Firms keeping quiet about e-crime

With the phishing threat sharply up, police estimate that high-tech crime is costing the UK billions of pounds every year

Three-quarters of companies that suffered a high-tech criminal attack in 2003 failed to contact the police, according to figures released on Tuesday, which show that e-crime probably cost UK businesses more than a billion pounds last year.

The research, conducted by the UK's National Hi-Tech Crime Unit (NHTCU), found that just 24 percent of companies targeted by cybercriminals decided to contact the authorities. The police are pushing hard for companies to contact then when they fall victim to a hacking attack, or receive an extortion demand from blackmailers threatening to bring down their IT network or Web site.

Despite this evidence that the majority of companies still aren't prepared to talk about their e-crime experiences, the NHTCU insists that the situation is improving. "When the NHTCU started [in 2001], we weren't getting any information from companies at all. Now, we're getting information from a significant proportion of the business community," detective chief superintendent Len Hynds, head of the NHTCU, told the e-Crime Congress 2004 in London.

Often, companies don't contact the police because they are afraid of losing business if their customers learn they were vulnerable to a cybercrime attack, while some firms are thought to be worried that the police might take away their IT kit as part of their investigation. But these preconceptions may be diminishing.
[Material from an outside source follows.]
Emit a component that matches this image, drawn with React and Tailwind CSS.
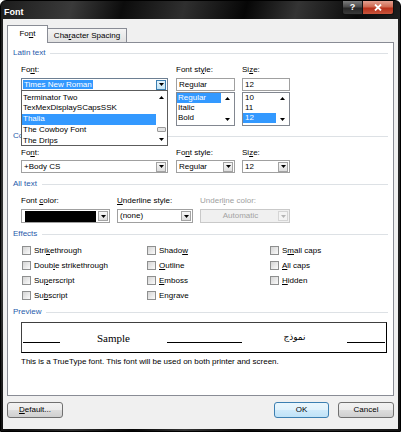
import React from "react";

const Tri = ({ up, color = "#000" }) => (
  <svg width="5" height="3" viewBox="0 0 5 3" className="block">
    <path d={up ? "M0 3h5L2.5 0z" : "M0 0h5L2.5 3z"} fill={color} />
  </svg>
);

const U = ({ children }) => <span className="underline underline-offset-[1px]">{children}</span>;

const DropBtn = ({ kind }) => {
  const cls =
    kind === "active"
      ? "border-[#3c7fb1] bg-[linear-gradient(to_bottom,#e5f4fc,#c4e5f6)]"
      : kind === "disabled"
      ? "border-[#d5d5d5] bg-[#f4f4f4]"
      : "border-[#a3a3a3] bg-[linear-gradient(to_bottom,#f7f7f7,#dedede)]";
  return (
    <div className={`w-[10px] h-[10px] flex items-center justify-center border ${cls}`}>
      <Tri color={kind === "disabled" ? "#b5b5b5" : "#000"} />
    </div>
  );
};

const Header = ({ children }) => (
  <div className="flex items-center h-[12px] pl-[5px] pr-[5px]">
    <span className="text-[#1f5bab] leading-none whitespace-nowrap">{children}</span>
    <div className="flex-1 h-px bg-[#dde1e5] ml-[5px]" />
  </div>
);

const Select = ({ w, children, kind }) => (
  <div
    className={`${w} h-full border flex items-center justify-between pl-[2px] pr-[1px] ${
      kind === "disabled" ? "border-[#c9c9c9] bg-[#f0f0f0]" : "border-[#a0a0a0] bg-white"
    }`}
  >
    {children}
    <DropBtn kind={kind} />
  </div>
);

const Check = ({ children }) => (
  <div className="flex items-center h-[15px] gap-[3px]">
    <div className="w-[9px] h-[9px] border border-[#8e8f8f] bg-[linear-gradient(135deg,#d4d4d4,#fbfbfb)]" />
    <span className="leading-none whitespace-nowrap">{children}</span>
  </div>
);

const Btn = ({ children }) => (
  <div className="w-[56px] h-[16px] rounded-[3px] border border-[#707070] bg-[linear-gradient(to_bottom,#f2f2f2_0%,#ebebeb_50%,#dddddd_51%,#cfcfcf_100%)] flex items-center justify-center leading-none">
    {children}
  </div>
);

const fontItems = ["Terminator Two", "TexMexDisplaySCapsSSK", "Thalia", "The Cowboy Font", "The Drips"];

export default function App() {
  return (
    <div className="w-[404px] h-[442px] bg-white font-['Liberation_Sans',Arial,sans-serif] text-[8px] text-black">
      <div className="w-[401px] h-[432px] flex flex-col border border-black rounded-t-[6px] bg-[linear-gradient(105deg,#1c1c1c_0%,#3a3a3a_14%,#0c0c0c_24%,#2f2f2f_36%,#060606_48%,#343434_58%,#0a0a0a_70%,#2c2c2c_84%,#141414_100%)]">
        {/* Title bar */}
        <div className="h-[18px] flex items-start justify-between">
          <div className="pl-[3px] pt-[7px] text-white font-bold text-[9px] leading-none">Font</div>
          <div className="flex mr-[6px] rounded-b-[3px] border border-t-0 border-[#111] overflow-hidden">
            <div className="w-[20px] h-[13px] flex items-center justify-center text-white font-bold text-[9px] leading-none bg-[linear-gradient(to_bottom,#7b7b7b_0%,#4a4a4a_45%,#262626_55%,#3a3a3a_100%)] border-r border-[#111]">
              ?
            </div>
            <div className="w-[30px] h-[13px] flex items-center justify-center bg-[linear-gradient(to_bottom,#e3a090_0%,#cf6a52_45%,#b8301a_55%,#c8553c_100%)]">
              <svg width="8" height="7" viewBox="0 0 8 7">
                <path d="M1 0.5L7 6.5M7 0.5L1 6.5" stroke="#fff" strokeWidth="1.8" />
              </svg>
            </div>
          </div>
        </div>

        {/* Body */}
        <div className="flex-1 mx-[2px] mb-[2px] bg-[#f0f0f0] flex flex-col px-[4px] pt-[6px]">
          {/* Tabs */}
          <div className="h-[17px] flex items-start">
            <div className="relative z-10 w-[41px] h-[18px] bg-white border border-b-0 border-[#898c95] flex items-center justify-center leading-none pb-[1px]">
              Fo<U>n</U>t
            </div>
            <div className="mt-[3px] w-[79px] h-[14px] border border-b-0 border-l-0 border-[#898c95] bg-[linear-gradient(to_bottom,#f4f4f4,#e1e1e1)] flex items-center justify-center leading-none">
              Cha<U>r</U>acter Spacing
            </div>
          </div>

          {/* Panel */}
          <div className="h-[354px] bg-white border border-[#898c95] flex flex-col pt-[4px]">
            <Header>Latin text</Header>
            <div className="mt-[6px] flex pl-[13px] h-[10px] leading-[10px]">
              <div className="w-[147px]">Fo<U>n</U>t:</div>
              <div className="w-[59px] ml-[8px]">Font st<U>y</U>le:</div>
              <div className="w-[48px] ml-[7px]">Si<U>z</U>e:</div>
            </div>
            <div className="mt-[3px] flex pl-[13px] h-[13px]">
              <div className="relative w-[147px] h-full border border-[#6d7f92] bg-white flex items-center justify-between pl-[1px] pr-[1px]">
                <span className="bg-[#3399ff] text-white leading-[9px] px-[1px]">Times New Roman</span>
                <DropBtn kind="active" />
                <div className="absolute left-[-1px] top-[11px] w-[147px] h-[56px] z-20 border border-[#5c5c5c] bg-white flex overflow-hidden">
                  <div className="flex-1 pt-[1.5px]">
                    {fontItems.map((f) => (
                      <div
                        key={f}
                        className={`h-[10.75px] leading-[10.75px] pl-[1px] whitespace-nowrap ${
                          f === "Thalia" ? "bg-[#3399ff] text-white" : ""
                        }`}
                      >
                        {f}
                      </div>
                    ))}
                  </div>
                  <div className="w-[11px] flex flex-col items-center">
                    <div className="h-[13px] flex items-center justify-center">
                      <Tri up />
                    </div>
                    <div className="h-[23px]" />
                    <div className="w-[9px] h-[5px] border border-[#9a9a9a] bg-[#e4e4e4] rounded-[1px]" />
                    <div className="flex-1" />
                    <div className="h-[12px] flex items-center justify-center">
                      <Tri />
                    </div>
                  </div>
                </div>
              </div>
              <div className="w-[59px] ml-[8px] h-full border border-[#a0a0a0] bg-white flex items-center pl-[2px] leading-none">
                Regular
              </div>
              <div className="w-[48px] ml-[7px] h-full border border-[#a0a0a0] bg-white flex items-center pl-[2px] leading-none">
                12
              </div>
            </div>
            <div className="mt-[1px] flex pl-[13px] h-[34px]">
              <div className="w-[147px]" />
              <div className="w-[59px] ml-[8px] h-full border border-[#828790] bg-white flex">
                <div className="flex-1">
                  <div className="h-[10px] leading-[10px] pl-[1px] bg-[#3399ff] text-white">Regular</div>
                  <div className="h-[10px] leading-[10px] pl-[1px]">Italic</div>
                  <div className="h-[10px] leading-[10px] pl-[1px]">Bold</div>
                </div>
                <div className="w-[13px] flex flex-col justify-between items-center py-[4px]">
                  <Tri up />
                  <Tri />
                </div>
              </div>
              <div className="w-[48px] ml-[7px] h-full border border-[#828790] bg-white flex">
                <div className="flex-1">
                  <div className="h-[10px] leading-[10px] pl-[2px]">10</div>
                  <div className="h-[10px] leading-[10px] pl-[2px]">11</div>
                  <div className="h-[10px] leading-[10px] pl-[2px] bg-[#3399ff] text-white">12</div>
                </div>
                <div className="w-[13px] flex flex-col justify-between items-center py-[4px]">
                  <Tri up />
                  <Tri />
                </div>
              </div>
            </div>

            <div className="mt-[4px]">
              <Header>Complex scripts</Header>
            </div>
            <div className="mt-[6px] flex pl-[13px] h-[10px] leading-[10px]">
              <div className="w-[147px]">Fo<U>n</U>t:</div>
              <div className="w-[59px] ml-[8px]">Fo<U>n</U>t style:</div>
              <div className="w-[48px] ml-[7px]">Si<U>z</U>e:</div>
            </div>
            <div className="mt-[2px] flex pl-[13px] h-[13px]">
              <Select w="w-[147px]">
                <span className="leading-none">+Body CS</span>
              </Select>
              <div className="ml-[8px] h-full">
                <Select w="w-[59px]">
                  <span className="leading-none">Regular</span>
                </Select>
              </div>
              <div className="ml-[7px] h-full">
                <Select w="w-[48px]">
                  <span className="leading-none">12</span>
                </Select>
              </div>
            </div>

            <div className="mt-[5px]">
              <Header>All text</Header>
            </div>
            <div className="mt-[6px] flex pl-[13px] h-[10px] leading-[10px]">
              <div className="w-[89px]">Font <U>c</U>olor:</div>
              <div className="w-[76px] ml-[7px]">
                <U>U</U>nderline style:
              </div>
              <div className="w-[90px] ml-[7px] text-[#a0a0a0]">Underl<U>i</U>ne color:</div>
            </div>
            <div className="mt-[3px] flex pl-[13px] h-[14px]">
              <Select w="w-[89px]">
                <div className="w-[71px] h-[11px] bg-black ml-[1px]" />
              </Select>
              <div className="ml-[7px] h-full">
                <Select w="w-[76px]">
                  <span className="leading-none">(none)</span>
                </Select>
              </div>
              <div className="ml-[7px] h-full">
                <Select w="w-[90px]" kind="disabled">
                  <span className="flex-1 text-center leading-none text-[#a3a3a3]">Automatic</span>
                </Select>
              </div>
            </div>

            <div className="mt-[5px]">
              <Header>Effects</Header>
            </div>
            <div className="mt-[3px] flex pl-[14px]">
              <div className="w-[125px] flex flex-col">
                <Check>
                  Stri<U>k</U>ethrough
                </Check>
                <Check>
                  Doub<U>l</U>e strikethrough
                </Check>
                <Check>
                  Su<U>p</U>erscript
                </Check>
                <Check>
                  Su<U>b</U>script
                </Check>
              </div>
              <div className="w-[123px] flex flex-col">
                <Check>
                  Shado<U>w</U>
                </Check>
                <Check>
                  <U>O</U>utline
                </Check>
                <Check>
                  <U>E</U>mboss
                </Check>
                <Check>
                  En<U>g</U>rave
                </Check>
              </div>
              <div className="flex flex-col">
                <Check>
                  S<U>m</U>all caps
                </Check>
                <Check>
                  <U>A</U>ll caps
                </Check>
                <Check>
                  <U>H</U>idden
                </Check>
              </div>
            </div>

            <div className="mt-[3px]">
              <Header>Preview</Header>
            </div>
            <div className="mt-[4px] ml-[13px] w-[366px] h-[31px] border border-black border-t-[#404040] border-l-[#404040]">
              <div className="h-[20px] flex items-end">
                <div className="w-[37px] h-px bg-black ml-[1px]" />
                <div className="w-[107px] flex justify-center font-['Liberation_Serif',serif] text-[11px] leading-[11px] mb-[-1px]">
                  Sample
                </div>
                <div className="w-[75px] h-px bg-black" />
                <div className="w-[105px] flex justify-center font-['DejaVu_Sans',sans-serif] text-[9px] leading-[10px] mb-[1px]">
                  نموذج
                </div>
                <div className="w-[38px] h-px bg-black" />
              </div>
            </div>
            <div className="mt-[4px] pl-[13px] h-[10px] leading-[10px]">
              This is a TrueType font. This font will be used on both printer and screen.
            </div>
          </div>

          {/* Buttons */}
          <div className="mt-[6px] flex items-start">
            <Btn>
              <U>D</U>efault...
            </Btn>
            <div className="flex-1" />
            <div className="w-[55px] h-[16px] rounded-[3px] border border-[#3c7fb1] bg-[linear-gradient(to_bottom,#eaf6fd_0%,#e0f2fc_50%,#cfeafb_51%,#bfe2f7_100%)] flex items-center justify-center leading-none">
              OK
            </div>
            <div className="ml-[9px]">
              <Btn>Cancel</Btn>
            </div>
          </div>
        </div>
      </div>
    </div>
  );
}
"Often, we're contacted by someone saying they work for a hypothetical company, and asking what the NHTCU would do if this firm reported a hypothetical instance of e-crime. When they learn how we work, they usually cooperate fully with us and work towards a prosecution," said Hynds.

The impact of e-crime
Over 200 companies were surveyed by the NHTCU for its 2003 Hi-Tech Crime Survey. Of this group, 83 percent said they suffered some kind of high-tech crime last year.

Twenty percent reported being hit by a denial-of-service attack, and 17 percent said they'd experienced financial fraud.

Just over three-quarters said they'd experienced a virus attack, although David Aucsmith, security architect and chief technology officer for Microsoft's security business unit, suggested this figure is too low. Aucsmith reckoned that the remaining companies must simply not have noticed being hit by a virus.

The estimated impact of the e-crime suffered by these 201 companies was over £195m. Three of the firms, all financial institutions, had each lost more than £20m.

The NHTCU isn't prepared to commit to a precise figure for the overall cost of high-tech crime to the nation  as small businesses weren't included in its survey, but it is confident that the bill runs into billions of pounds.

The NHTCU also reported a large jump in the number of spoof Web sites that attempt to defraud people by pretending to be part of a genuine financial institution.

Hynds told the conference that 50 phishing sites were reported in 2003, a very significant increase on the year before, when just seven were brought to the attention of the NHTCU.